2011: What’s the proper way to think about goodwill and return on capital?
AUDIENCE MEMBER: Joe Tellinghas (PH), Boston, Massachusetts.
What’s the proper way to think about goodwill and return on capital?
Berkshire’s manufacturing, service, and retail businesses earn pretax returns on tangible capital over 20 percent, which suggests either skilled managers or fantastic businesses. But the return on allocated equity is in the single digits, which looks drab.
Accountants treat intangibles similarly because they have different economics. (Inaudible)
For an indestructible brand like See’s or Coca-Cola, I can see why the intangibles should not be amortized because it’s worth more every year, and your comments on GEICO policyholders were one way to think about that.
But all the tobacco companies have billions of dollars of goodwill in unit sales of cigarettes to claim every year in developed countries, so perhaps they should be amortized. And for Time Warner- AOL, goodwill definitely needed to be amortized.
WARREN BUFFETT: Yeah, goodwill — you mention AOL-Time Warner or something of the sort, it should be written off, actually. It was just a mistake in purchase price.
Goodwill should not be used in evaluating the fundamental attractiveness of a business. There you should look at return on tangible assets, and even then there’s some minor — some other adjustments you may want to make.
But basically, in evaluating the businesses we own, in terms of what the management are doing and what the underlying economics of the business are, forget about goodwill.
In terms of evaluating the job we’re doing in allocating capital, you have to include goodwill, because we paid for it.
So if we buy — you know, Coca-Cola goes back to 1886 and John Pemberton at Jacobs Pharmacy in Atlanta, and there was not a whole lot of goodwill put on the books when he sold that first Coca-Cola.
If you were to buy the company now, the whole company, you’d be putting a figure, you know, of 100 billion or something like that on it.
You shouldn’t amortize that, and you shouldn’t, in judging the economics of the business, look at that.
But in terms of judging the economics of the business that purchased it — we’ll call it Berkshire — then you have to allow for the goodwill, because we are allocating capital and paying a lot for it.
I don’t think the amortization of goodwill makes any sense. I think write-offs of it, when you find out you’ve made the wrong purchase and the business doesn’t earn commensurate with the tangible assets employed plus the goodwill, I think write-offs of it make sense.
But when looking at businesses as to whether they’re good businesses, mediocre businesses, poor businesses, look at the return on net tangible assets.
CHARLIE MUNGER: Well, I think that’s right. But as the gentleman says, when we buy a business, a whole business, we never get a huge bargain and, of course, we may get down toward 10 percent pretax earnings on what we pay.

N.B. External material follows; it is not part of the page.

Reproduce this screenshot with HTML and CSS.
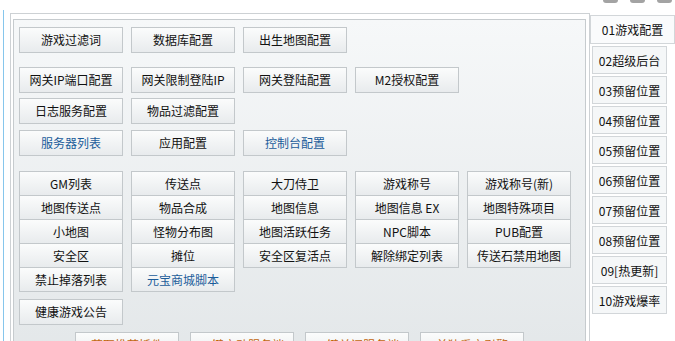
FILE: index.html
```html
<!DOCTYPE html>
<html lang="zh-CN">
<head>
    <meta charset="UTF-8">
    <title>游戏配置</title>
    <link rel="stylesheet" href="styles.css">
</head>
<body>
    <div class="app">
        <div class="topbar">
            <span class="winbtn"></span>
            <span class="winbtn"></span>
            <span class="winbtn"></span>
        </div>
        <div class="main">
            <div class="rail"></div>
            <div class="tabctl">
                <div class="page">
                    <div class="panel">
                        <div class="row row-1">
                            <div class="btn">游戏过滤词</div>
                            <div class="btn">数据库配置</div>
                            <div class="btn">出生地图配置</div>
                        </div>
                        <div class="row row-2">
                            <div class="btn">网关IP端口配置</div>
                            <div class="btn">网关限制登陆IP</div>
                            <div class="btn">网关登陆配置</div>
                            <div class="btn">M2授权配置</div>
                        </div>
                        <div class="row row-3">
                            <div class="btn">日志服务配置</div>
                            <div class="btn">物品过滤配置</div>
                        </div>
                        <div class="row row-4">
                            <div class="btn link">服务器列表</div>
                            <div class="btn">应用配置</div>
                            <div class="btn link">控制台配置</div>
                        </div>

                        <div class="stack">
                            <div class="btn">GM列表</div>
                            <div class="btn">传送点</div>
                            <div class="btn">大刀侍卫</div>
                            <div class="btn">游戏称号</div>
                            <div class="btn">游戏称号(新)</div>
                            <div class="btn">地图传送点</div>
                            <div class="btn">物品合成</div>
                            <div class="btn">地图信息</div>
                            <div class="btn">地图信息 EX</div>
                            <div class="btn">地图特殊项目</div>
                            <div class="btn">小地图</div>
                            <div class="btn">怪物分布图</div>
                            <div class="btn">地图活跃任务</div>
                            <div class="btn">NPC脚本</div>
                            <div class="btn">PUB配置</div>
                            <div class="btn">安全区</div>
                            <div class="btn">摊位</div>
                            <div class="btn">安全区复活点</div>
                            <div class="btn">解除绑定列表</div>
                            <div class="btn">传送石禁用地图</div>
                            <div class="btn">禁止掉落列表</div>
                            <div class="btn link">元宝商城脚本</div>
                        </div>

                        <div class="row row-6">
                            <div class="btn">健康游戏公告</div>
                        </div>
                        <div class="actions">
                            <div class="btn action">获取推荐插件</div>
                            <div class="btn action">一键启动服务端</div>
                            <div class="btn action">一键关闭服务端</div>
                            <div class="btn action">单独重启引擎</div>
                        </div>
                    </div>
                </div>
                <div class="tabs">
                    <div class="tab active">01游戏配置</div>
                    <div class="tab">02超级后台</div>
                    <div class="tab">03预留位置</div>
                    <div class="tab">04预留位置</div>
                    <div class="tab">05预留位置</div>
                    <div class="tab">06预留位置</div>
                    <div class="tab">07预留位置</div>
                    <div class="tab">08预留位置</div>
                    <div class="tab">09[热更新]</div>
                    <div class="tab">10游戏爆率</div>
                </div>
            </div>
        </div>
    </div>
</body>
</html>
```

FILE: styles.css
```css
body {
    margin: 0;
    background: #fff;
    font-family: "Noto Sans CJK SC", "DejaVu Sans", sans-serif;
    font-size: 12px;
    color: #111;
}

.app {
    width: 675px;
    height: 341px;
    overflow: hidden;
    display: flex;
    flex-direction: column;
}

.topbar {
    height: 10px;
    flex-shrink: 0;
    display: flex;
    justify-content: flex-end;
    align-items: flex-start;
    gap: 12px;
    padding-right: 3px;
}

.winbtn {
    width: 15px;
    height: 3px;
    background: #a3a3a3;
    border-radius: 0 0 7px 7px;
}

.main {
    display: flex;
    flex: 1 0 auto;
}

.rail {
    width: 1px;
    margin-left: 3px;
    background: #86c6ec;
}

.tabctl {
    display: flex;
    align-items: flex-start;
    margin-left: 6px;
    margin-top: 3px;
}

.page {
    width: 580px;
    box-sizing: border-box;
    border: 1px solid #cdd1d4;
    border-bottom: none;
    padding: 5px 3px 0 2px;
}

.panel {
    height: 340px;
    box-sizing: border-box;
    border: 1px solid #c6cbce;
    padding: 7px 5px;
    background: linear-gradient(#f6f8f9, #e3e7e9);
}

.row {
    display: flex;
    gap: 8px;
}

.row-1 { margin-bottom: 14px; }
.row-2 { margin-bottom: 5px; }
.row-3 { margin-bottom: 6px; }
.row-4 { margin-bottom: 15px; }
.row-6 { margin-bottom: 7px; }

.btn {
    width: 104px;
    height: 26px;
    box-sizing: border-box;
    border: 1px solid #c3c8cb;
    background: linear-gradient(#fbfcfc, #e8ebed);
    display: flex;
    align-items: center;
    justify-content: center;
    white-space: nowrap;
    line-height: 1;
}

.link {
    color: #1b5c9a;
}

.stack {
    display: grid;
    grid-template-columns: repeat(5, 104px);
    column-gap: 8px;
    margin-bottom: 8px;
}

.stack .btn {
    height: 25px;
    margin-bottom: -1px;
}

.actions {
    display: flex;
    gap: 11px;
    padding-left: 56px;
}

.action {
    color: #c2650c;
}

.tabs {
    display: flex;
    flex-direction: column;
    gap: 2px;
    padding-top: 2px;
}

.tab {
    width: 75px;
    height: 28px;
    margin-left: 2px;
    box-sizing: border-box;
    border: 1px solid #d2d6d9;
    background: #f5f7f8;
    display: flex;
    align-items: center;
    justify-content: center;
    white-space: nowrap;
}

.tab.active {
    width: 85px;
    height: 29px;
    margin-left: 0;
    background: #fafbfc;
}
```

That isn’t so awful as you think when you — a lot of the money comes from insurance float that costs you nothing.
In other words, if you have 60 billion of float and God gives you 6 billion a year earnings, it’s not all bad.
WARREN BUFFETT: Well, on Lubrizol we’re paying close to 9 billion for the equity, and it earns — and you should make adjustments for debt but it’s not an important factor there — and, you know, current rate of earnings is probably a billion pretax.

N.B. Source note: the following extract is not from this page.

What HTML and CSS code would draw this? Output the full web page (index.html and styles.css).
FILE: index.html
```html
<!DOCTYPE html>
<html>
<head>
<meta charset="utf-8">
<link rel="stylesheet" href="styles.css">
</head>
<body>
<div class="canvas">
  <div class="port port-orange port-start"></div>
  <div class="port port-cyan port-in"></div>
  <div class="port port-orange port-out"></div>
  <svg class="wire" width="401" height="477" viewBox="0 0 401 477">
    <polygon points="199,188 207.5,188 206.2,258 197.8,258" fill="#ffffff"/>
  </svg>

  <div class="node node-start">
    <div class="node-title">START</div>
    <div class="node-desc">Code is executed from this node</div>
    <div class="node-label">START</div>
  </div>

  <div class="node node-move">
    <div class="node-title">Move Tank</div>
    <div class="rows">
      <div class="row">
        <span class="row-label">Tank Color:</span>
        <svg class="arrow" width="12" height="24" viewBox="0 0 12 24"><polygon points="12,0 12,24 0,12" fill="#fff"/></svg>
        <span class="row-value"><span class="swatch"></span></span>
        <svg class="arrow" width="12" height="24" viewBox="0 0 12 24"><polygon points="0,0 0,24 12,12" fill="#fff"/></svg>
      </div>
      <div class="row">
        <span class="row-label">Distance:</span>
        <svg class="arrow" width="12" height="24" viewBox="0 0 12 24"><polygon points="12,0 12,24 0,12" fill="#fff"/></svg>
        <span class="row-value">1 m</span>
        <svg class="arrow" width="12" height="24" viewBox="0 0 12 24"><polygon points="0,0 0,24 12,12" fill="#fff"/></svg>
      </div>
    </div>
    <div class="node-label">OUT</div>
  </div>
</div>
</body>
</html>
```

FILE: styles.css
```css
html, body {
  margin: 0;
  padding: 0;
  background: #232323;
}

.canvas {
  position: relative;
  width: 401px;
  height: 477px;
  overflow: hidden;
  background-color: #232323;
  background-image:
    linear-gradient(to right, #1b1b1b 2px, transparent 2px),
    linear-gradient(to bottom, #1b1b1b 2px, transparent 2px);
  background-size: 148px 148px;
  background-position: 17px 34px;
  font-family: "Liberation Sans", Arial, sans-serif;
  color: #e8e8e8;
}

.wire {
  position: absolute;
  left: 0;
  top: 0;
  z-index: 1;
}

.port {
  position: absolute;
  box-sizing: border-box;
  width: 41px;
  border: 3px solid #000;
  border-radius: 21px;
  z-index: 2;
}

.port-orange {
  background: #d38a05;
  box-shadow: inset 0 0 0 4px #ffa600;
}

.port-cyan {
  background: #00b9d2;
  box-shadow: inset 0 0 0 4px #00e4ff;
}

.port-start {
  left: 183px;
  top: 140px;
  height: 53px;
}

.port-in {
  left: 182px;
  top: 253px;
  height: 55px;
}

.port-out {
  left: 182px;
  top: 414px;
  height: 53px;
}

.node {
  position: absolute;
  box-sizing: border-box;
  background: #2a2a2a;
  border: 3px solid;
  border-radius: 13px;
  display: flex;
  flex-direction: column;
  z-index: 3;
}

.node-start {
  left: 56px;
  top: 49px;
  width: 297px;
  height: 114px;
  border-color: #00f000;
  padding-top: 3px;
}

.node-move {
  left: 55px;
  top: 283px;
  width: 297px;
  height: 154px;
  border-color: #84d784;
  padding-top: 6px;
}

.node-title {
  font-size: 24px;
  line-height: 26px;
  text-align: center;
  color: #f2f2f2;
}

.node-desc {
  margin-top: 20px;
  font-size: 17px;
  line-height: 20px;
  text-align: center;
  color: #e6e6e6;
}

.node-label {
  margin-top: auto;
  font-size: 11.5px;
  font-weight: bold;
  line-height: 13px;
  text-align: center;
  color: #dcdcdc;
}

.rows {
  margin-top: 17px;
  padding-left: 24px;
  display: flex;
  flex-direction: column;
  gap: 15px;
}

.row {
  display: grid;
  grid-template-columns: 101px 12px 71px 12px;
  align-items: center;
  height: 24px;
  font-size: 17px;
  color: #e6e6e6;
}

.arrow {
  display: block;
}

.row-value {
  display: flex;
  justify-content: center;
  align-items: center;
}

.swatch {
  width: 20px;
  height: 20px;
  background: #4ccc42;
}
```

And now Lubrizol itself is employing far — you know, they’re employing, you know, call it 2 1/2 billion of equity to earn that billion of pretax, so it’s a very good business, in terms of the assets that are employed. But when we end up paying the premium we pay to buy into it, it becomes a billion pretax on something close to 9 billion.

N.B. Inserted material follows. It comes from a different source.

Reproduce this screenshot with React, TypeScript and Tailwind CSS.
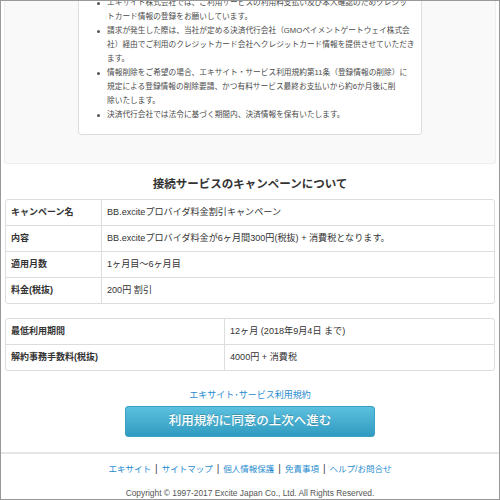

You have to judge us based on close to a $9 billion investment. You have to judge James Hambrick in running the business based on the much lower capital that he has employed.
It can turn out to be a very good business, and we could turn out to have made at least a minor mistake if it isn’t as good a business as we think it is now, but still is a very satisfactory business based on the tangible capital employed.
Charlie, can you make that clearer? (Laughs)
CHARLIE MUNGER: Well, it’s just — we are not going to buy, in the climate we’re in now, operating businesses that are at all decent for low prices. It’s just not going to happen.